Higher minimum wage seems like a good thing, right? It’s supposed to provide low-income workers with larger paychecks. But in reality, the hike in minimum wage rates may have unintentionally slowed employment and sent more workers looking elsewhere for jobs.
According to Investor’s Business Daily, when Washington D.C., Oakland, Los Angeles, San Francisco, Seattle, and Chicago started paying low-skilled workers more, job creation dropped to its slowest in the last five years in the leisure and hospitality sector. Many minimum wage jobs fall within this field, which includes restaurants and hotels.
In Washington D.C., minimum wage increased from $8.25 to $9.50 and then $10.50. Data shows that whereas 2,000 jobs were added in the fourth quarter of 2014, during that same time period in 2015, zero jobs were added.
When San Francisco and Oakland bumped their minimum wages to $12.25, the highest in the country, employment rates for the fourth quarter dropped from 4.7 percent to 2.5 percent. And yet in the rest of California where minimum wage was around $3.25 less, employment grew by 4.8 percent last year. The results were similar for other cities where minimum wage increased.
Economist Joan Monras from the Paris Institute of Political Studies set out to explore the impact of higher minimum wage on employment. He examined whether raises in minimum wage rate led low-skilled workers to head toward better paying cities to find jobs or away from them. The results are somewhat surprising. According to Monras:
A 1 percent reduction in the share of employed low-skilled workers [following a minimum wage increase] reduces the share of low-skilled population by between .5 and .8 percent. It is worth emphasizing that this is a surprising and remarkable result: workers for whom the [minimum wage] policy was designed leave the states where the policy is implemented.

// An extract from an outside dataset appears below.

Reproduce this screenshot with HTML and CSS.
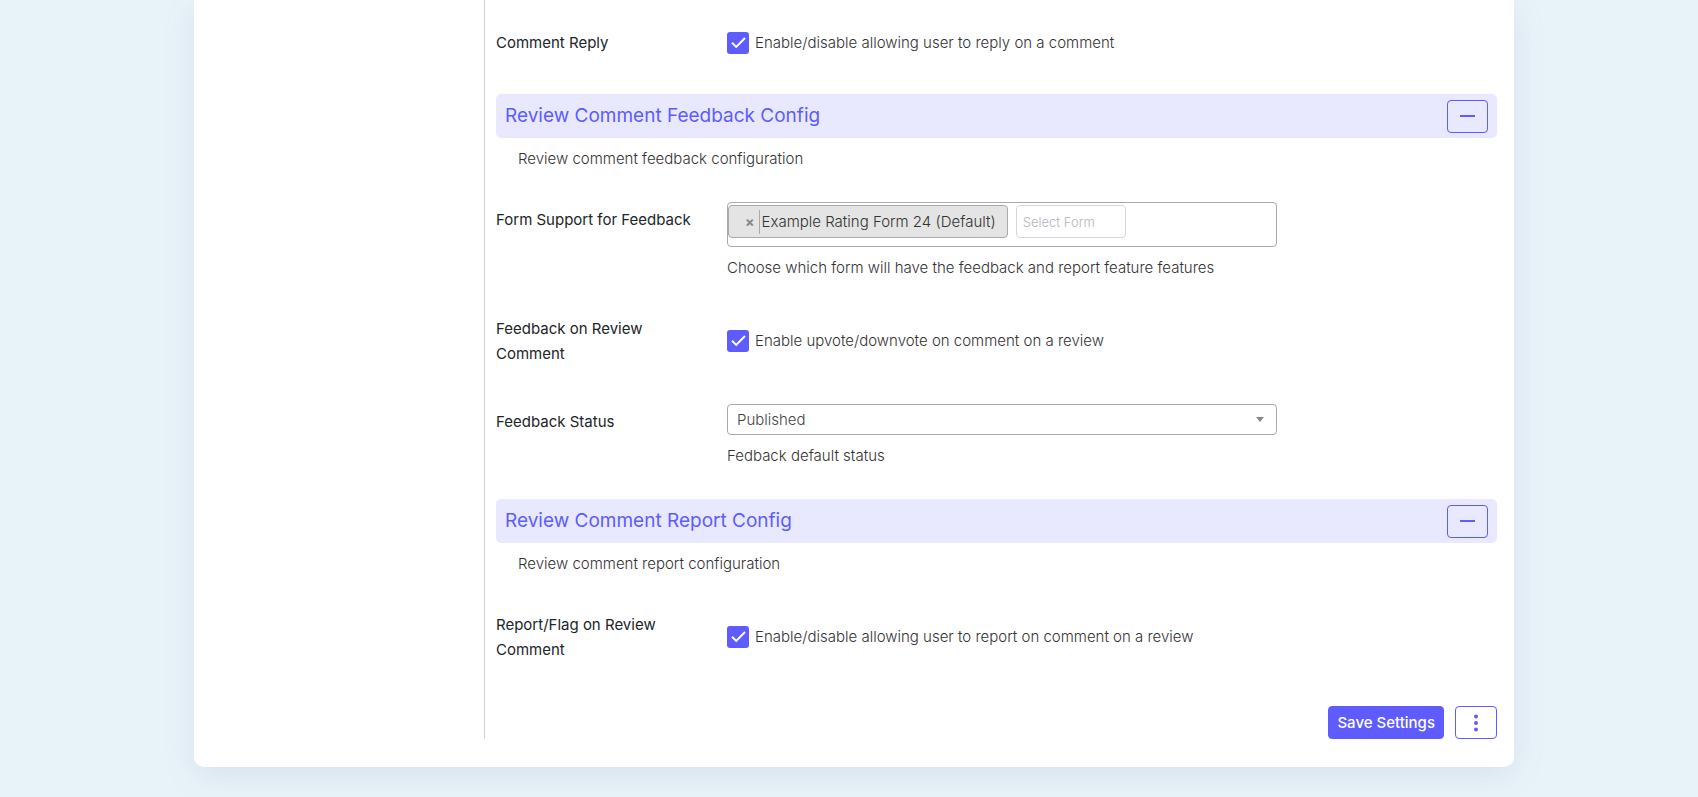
FILE: index.html
```html
<!DOCTYPE html>
<html lang="en">
<head>
<meta charset="utf-8">
<title>Review Comment Settings</title>
<link rel="stylesheet" href="styles.css">
</head>
<body>
<main class="card">
  <aside class="sidebar"></aside>
  <form class="settings">
    <div class="row row-first">
      <label class="row-label" for="reply">Comment Reply</label>
      <label class="toggle">
        <span class="check"><input type="checkbox" id="reply" checked><svg viewBox="0 0 22 22" aria-hidden="true"><path d="M5 10.8 9.2 14.9 18 6"/></svg></span>
        Enable/disable allowing user to reply on a comment
      </label>
    </div>

    <section>
      <header class="section-bar">
        <h2>Review Comment Feedback Config</h2>
        <button type="button" class="btn btn-outline" aria-label="Collapse feedback config"><svg width="15" height="16" viewBox="0 0 15 16" aria-hidden="true"><path d="M0 8H15" stroke="currentColor" stroke-width="2"/></svg></button>
      </header>
      <p class="section-text">Review comment feedback configuration</p>

      <div class="row row-field">
        <label class="row-label" for="form-search">Form Support for Feedback</label>
        <div>
          <div class="multi">
            <span class="tag"><button type="button" class="tag-remove" aria-label="Remove">×</button><span class="tag-text">Example Rating Form 24 (Default)</span></span>
            <input class="multi-search" type="text" id="form-search" placeholder="Select Form">
          </div>
          <p class="help">Choose which form will have the feedback and report feature features</p>
        </div>
      </div>

      <div class="row">
        <label class="row-label" for="vote">Feedback on Review Comment</label>
        <label class="toggle">
          <span class="check"><input type="checkbox" id="vote" checked><svg viewBox="0 0 22 22" aria-hidden="true"><path d="M5 10.8 9.2 14.9 18 6"/></svg></span>
          Enable upvote/downvote on comment on a review
        </label>
      </div>

      <div class="row row-field">
        <label class="row-label" for="status">Feedback Status</label>
        <div>
          <div class="select-wrap">
            <select id="status"><option>Published</option></select>
            <svg width="8" height="5" viewBox="0 0 8 5" aria-hidden="true"><path d="M0 0H8L4 5Z" fill="#888"/></svg>
          </div>
          <p class="help">Fedback default status</p>
        </div>
      </div>
    </section>

    <section>
      <header class="section-bar">
        <h2>Review Comment Report Config</h2>
        <button type="button" class="btn btn-outline" aria-label="Collapse report config"><svg width="15" height="16" viewBox="0 0 15 16" aria-hidden="true"><path d="M0 8H15" stroke="currentColor" stroke-width="2"/></svg></button>
      </header>
      <p class="section-text">Review comment report configuration</p>

      <div class="row">
        <label class="row-label" for="report">Report/Flag on Review Comment</label>
        <label class="toggle">
          <span class="check"><input type="checkbox" id="report" checked><svg viewBox="0 0 22 22" aria-hidden="true"><path d="M5 10.8 9.2 14.9 18 6"/></svg></span>
          Enable/disable allowing user to report on comment on a review
        </label>
      </div>
    </section>

    <footer class="actions">
      <button type="submit" class="btn btn-primary">Save Settings</button>
      <button type="button" class="btn btn-outline" aria-label="More actions"><svg width="16" height="18" viewBox="0 0 16 18" fill="currentColor" aria-hidden="true"><circle cx="8" cy="2.5" r="2"/><circle cx="8" cy="9" r="2"/><circle cx="8" cy="15.5" r="2"/></svg></button>
    </footer>
  </form>
</main>
</body>
</html>
```
FILE: styles.css
```css
* { box-sizing: border-box; }

body {
  margin: 0;
  padding: 0 0 30px 10px;
  background: #e8f3f9;
  color: #333;
  font: 300 15px/24px Inter, "Liberation Sans", sans-serif;
}

h2, p { margin: 0; }

button, input, select { font: inherit; color: inherit; }

.card {
  display: grid;
  grid-template-columns: 290px 1fr;
  max-width: 1320px;
  margin: 0 auto;
  padding: 0 17px 28px 0;
  background: #fff;
  border-radius: 0 0 10px 10px;
  box-shadow: 0 8px 32px rgba(90, 110, 160, 0.12);
}

.settings {
  padding-left: 11px;
  border-left: 1px solid #ced4da;
}

.row {
  display: grid;
  grid-template-columns: 207px 1fr;
  column-gap: 24px;
  align-items: center;
  margin-top: 36px;
}

.row-first { margin-top: 0; padding-top: 30px; }

.row-field { align-items: start; margin-top: 31px; }

.row + .row-field { margin-top: 38px; }

.row-field .row-label { padding-top: 5px; }

.row-label {
  color: #212529;
  font-weight: 400;
  line-height: 25px;
}

.toggle {
  display: flex;
  align-items: center;
  gap: 6px;
}

.check {
  display: grid;
  width: 22px;
  height: 22px;
}

.check input {
  grid-area: 1 / 1;
  appearance: none;
  width: 22px;
  height: 22px;
  margin: 0;
  border-radius: 3px;
  background: #5e5cff;
}

.check svg {
  grid-area: 1 / 1;
  z-index: 1;
  pointer-events: none;
  fill: none;
  stroke: #fff;
  stroke-width: 2;
}

.section-bar {
  display: flex;
  align-items: center;
  justify-content: space-between;
  height: 44px;
  margin-top: 39px;
  padding: 0 9px;
  background: #e8e8fe;
  border-radius: 5px;
  color: #5e5cff;
}

section + section .section-bar { margin-top: 31px; }

.section-bar h2 {
  font-size: 19px;
  font-weight: 400;
}

.section-text { margin: 9px 0 0 22px; }

.help { margin-top: 9px; }

.btn {
  display: flex;
  align-items: center;
  justify-content: center;
  height: 33px;
  border: 1px solid #5e5cff;
  border-radius: 4px;
}

.btn-outline {
  padding: 0 12px;
  background: transparent;
  color: #5e5cff;
}

.btn-primary {
  padding: 0 8px;
  background: #5e5cff;
  color: #fff;
  font-weight: 500;
}

.multi {
  display: flex;
  gap: 8px;
  max-width: 550px;
  height: 45px;
  padding-top: 2px;
  border: 1px solid #aaa;
  border-radius: 4px;
}

.tag {
  display: flex;
  align-items: center;
  height: 33px;
  padding: 0 11px 0 12px;
  background: #e4e4e4;
  border: 1px solid #aaa;
  border-radius: 4px;
}

.tag-remove {
  height: 24px;
  padding: 0 4px;
  background: none;
  border: 0;
  border-right: 1px solid #aaa;
  color: #888;
  font-size: 14px;
  font-weight: 700;
}

.tag-text { padding-left: 2px; }

.multi-search {
  width: 110px;
  height: 33px;
  padding: 0 6px;
  background: #fff;
  border: 1px solid #d4d6de;
  border-radius: 4px;
  font-size: 13px;
}

.multi-search::placeholder { color: #b4b4b8; opacity: 1; }

.select-wrap {
  display: grid;
  align-items: center;
  max-width: 550px;
}

.select-wrap select {
  grid-area: 1 / 1;
  appearance: none;
  height: 31px;
  padding: 0 30px 0 9px;
  background: #fff;
  border: 1px solid #aaa;
  border-radius: 4px;
  color: #444;
}

.select-wrap svg {
  grid-area: 1 / 1;
  justify-self: end;
  margin-right: 13px;
  pointer-events: none;
}

.actions {
  display: flex;
  justify-content: flex-end;
  gap: 11px;
  margin-top: 44px;
}
```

Fewer jobs are being created and there is still high demand for them by job seekers. When low-skilled workers move to areas where salary is not as high, they may have more opportunity.
While raising minimum wage may help those who are already employed in these positions to earn more (as long as their jobs are not cut), it may be making it more difficult for those looking for jobs to find them.
This is not exactly good news for younger generations seeking to gain work experience before pursuing higher education, or for those who do not have training beyond high school. The same policies that should be helping them to save money for the future or live above the poverty rate are actually having an adverse effect. This could make it more difficult for young adults to get ahead and attempt to keep their debt lower.